La jaula dorada

T´titulo original: La cage dorée
Director: Ruben Alves
Comedia / Francia / No recomendada para menores de 7 años /  90 min.
           
  

            Si algún calificativo merece especialmente esta película es el de “bienintencionada”. Habitualmente el término lo he utilizado de forma meritoria, pues creo que uno de los posibilidades más gratificantes del séptimo arte es el de poder rescatar al hombre de sus miserias y enredos mundanos, de sus problemas y torturas cotidianas. Pero si, además, esto es tratado con humor y la mirada curiosa del cineasta es a la vez divertida y mordaz, el cine puede llegar a unas cotas artísticas altísimas. Pensemos en dos cineastas tan dispares como interesantes: el controvertido Frank Capra de ¡Qué bello es vivir! o el  irónico y siempre afilado Billy Wilder.
            Y es que la comedia inteligente, que sabe escudriñar en el ser humano aplicando la ironía, la sátira o el sarcasmo allí donde los demás sólo ven dramas o desastres para sacar alguna conclusión o exponer algún conflicto es un arma muy eficaz para la crítica y la denuncia. Nada de esto sucede en La jaula dorada y es por esto que aquí el término "bienintencionada" tiene una acepción peyorativa, en contra de mi costumbre.


            El joven actor francés, de origen luso, Ruben Alves aborda en su primera película los temas de la inmigración y la lucha de clases, dos problemáticas unidas que han dado mucho de sí en los últimos siglos y que parecían haber alcanzado algunas cotas de superación a finales del pasado siglo. Con el nuevo milenio, sin embargo, y con la escusa de la crisis Europa ha visto como ambos retrocedían a cotas del siglo XIX. Es por eso que tema tan espinoso y candente merecía una mirada más mordaz y lúcida que la ofrecida en La jaula dorada. No se trata de que la inmigración o la lucha de clases no se puedan tratar con humor, se debe y se puede hacer, pero sin banalizarlas o minimizarlas.
            El film cuenta la historia de la familia de la portera de una casa burguesa de París. Son inmigrantes portugueses que llevan ya treinta años en Francia, donde hay registrados 800.000 portugueses, muchos en la capital, donde una mayoría de las porterías de las casas elegantes están ocupadas por mujeres lusas. En París las sirvientas han sido históricamente españolas, como reflejan películas como Españolas en París (1971) de Roberto Bodegas o Las chicas de la sexta planta (2010) de Philippe Le Guay, así que, entre unas y otras resulta que las escaleras y retretes de la clase alta parisina han sido lustrados por manos ibéricas.

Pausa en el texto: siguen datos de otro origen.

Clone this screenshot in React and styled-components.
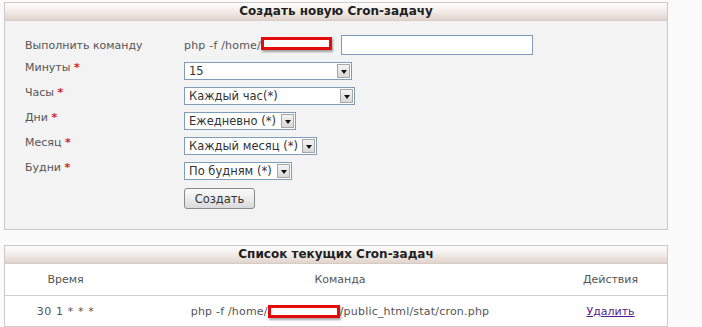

            El padre de la familia recibe una jugosa herencia en su país de origen: una bodega y unos viñedos de oporto son ahora suyos, además de una casona y la cantidad de dinero que la empresa produce. Cómo la herencia está supeditada a mantener la hacienda y la bodega residiendo en Portugal, el matrimonio se ve en la disyuntiva de seguir de mano de obra en Francia, donde han vivido 30 años y donde han nacido sus hijos, o volver a su país, en donde no mantienen ya más vinculo que el emocional, para ser dueños y señores de un futuro acomodado. Todo se confabula para que la decisión se haga cada vez más difícil, pero los que más confabulan, estricta y contundentemente hablando, son los jefes del matrimonio. Repentinamente se convierten en vasallos imprescindibles, mano de obra eficaz, servil e insustituible y se afanarán en la tarea de hacérselo saber, para mayor duda de la atribulada pareja, por otra parte sometida al doble chantaje de sus propios hijos, más galos que lusos.

            El planteamiento apunta en la buena dirección, todos los componentes del guión parecen adecuados para crear una comedia sagaz y entretenida, sin embargo las ocasiones de crear buen humor se ven defraudadas, todos los gags y momentos divertidos son desperdiciados y se quedan en mera anécdota, el retrato de los personajes, protagónicos o secundarios, es circunstancial y nada profundo, el análisis de la problemática banal. Todo lugares comunes y circunstancias recurrentes hasta llegar a un final complaciente, nuevamente "bienintencionado".


            La comedia de Alves se ha visto influida, sin duda, por ese sentido del fado que parece impregnar toda la cultura lusa, con ese sentimiento melancólico tan característico, y le ha salido una película profundamente nostálgica y triste, en el sentido lírico, por supuesto. El director parece implorar perdón en todo momento, no queriendo hacer sangre donde podría merecerla con ese sentimiento "bienintencionado" al que aludía al principio; parece estar diciendo en todo momento a sus compatriotas galos; "¡eh, cuidado! que yo soy tan francés como el que más, me bebo el pastis a sorbitos y se cantar la Marsellesa del derecho y del revés".
                     

Conclusión: Pan sin sal. Una historia desperdiciada.